La Jornada domingo 22 de junio de 1997

Sergio Zermeño
Su féretro como urna

Lo que más impresiona en el momento de la muerte de Fidel Velázquez no es su larga vida biológica sino su larguísima, e imbatible, vida política. En su comportamiento, querámoslo o no, nos pese o no, se encuentran los elementos dominantes del quehacer político de los mexicanos, y decir quehacer político en un país con una cultura predominantemente estatal como la nuestra es, ni más ni menos, hablar de la mexicanidad sin adjetivos.

Su conducta fue siempre tan extremadamente pragmática, que logró ser el líder indiscutido de la clase obrera durante los momentos gloriosos del corporativismo y del populismo (de los treintas a los setentas), y lo siguió siendo durante los momentos más ortodoxamente antipopulistas y anticorporativistas. Al grado de que aún no logramos aquilatar a qué extremo debió llegar en su pragmatismo para permanecer como el líder obrero indiscutido durante el salinozedillismo.
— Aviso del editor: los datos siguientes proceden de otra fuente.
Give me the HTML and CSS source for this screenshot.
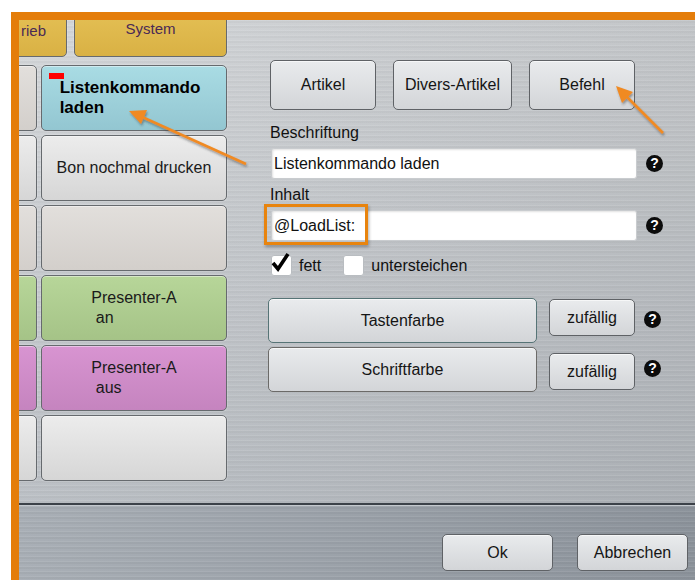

Esto quiere decir que su éxito, en nuestro medio y en nuestra historia, se basó en no haber respetado durante su larga vida ningún principio ético-político, ninguna orientación ideológica o valorativa, con una excepción: ser absolutamente respetuoso de la voluntad del Tlatoani en funciones, principalmente cuando dicha voluntad coincidió con la preservación de las instituciones del Estado. A fin de cuentas, en la preservación de esa institucionalidad lo único que respetaba era la continuidad del orden establecido, sin importar que ese orden fuera democrático, populista, o lo que siempre fue y ha sido: absolutamente vertical y autoritario, aunque naturalmente desde esta pragmática, el mejor de los órdenes posible, el más seguro, el más continuo, el que mejor preserva el poder para quienes están en el poder. Por ello, apoyó a fondo la represión estudiantil de 1968 y también por ello apoyó al echeverrismo aunque, en este último caso, su respaldo fue dado con reservas ya que siempre vio en las políticas de ese sexenio un peligro desestabilizador.

Entonces la enseñanza más fuerte que nos deja es que la verdadera filosofía de la Revolución Mexicana nunca consistió, y menos hoy, en la participación social --a pesar de haber sido él, paradójicamente, el líder de la clase obrera--, sino que consistió en el respeto, en realidad el pavor, de los políticos a la participación activa de la sociedad mexicana. Al revisar su trayectoria vital se descubre con nitidez lo que quiere decir en nuestro sistema político y en nuestra cultura estatal el ser líder de la clase obrera y el ser líder de los sectores populares en general: significa entregar en charola y procesado (domesticado) el poder de unas bases sociales que han sido puestas bajo la responsabilidad de un hombre de confianza del Tlatoani (del principio autoritario del orden): lo mismo da si es líder obrero, empresarial, o rector de una universidad (¿para qué hablar de los campesinos y los indios?)

Quizás su sabiduría radica, también hay que aceptarlo, en no haber caído en la tentación del poder total, de poseer el vértice, de devenir el gran Tlatoani, por que de ese gran poder no se sale más que como un muerto en vida.

En esta perspectiva, la trayectoria histórica de Fidel constituye una de las más nítidas biografías de los mexicanos: de los agentes que han hecho posible este orden de setenta años que él conoció y comenzó a construir cuando apenas era un veinteañero. Hoy enterramos al más ortodoxo de los pragmáticos, al extremo de que hasta con su muerte, voluntaria o involuntariamente y gracias a los actos fúnebres que el gobierno se encargará de dilatar y magnificar, acarreará votos a su partido, a su Estado, a su locura autoritaria, al orden en que él creyó siempre, sin descanso, sin importar que fuera nutrido con la sangre de cientos de jóvenes: importó más su verticalismo en su vejez, que esas vidas, como en Tiananmen.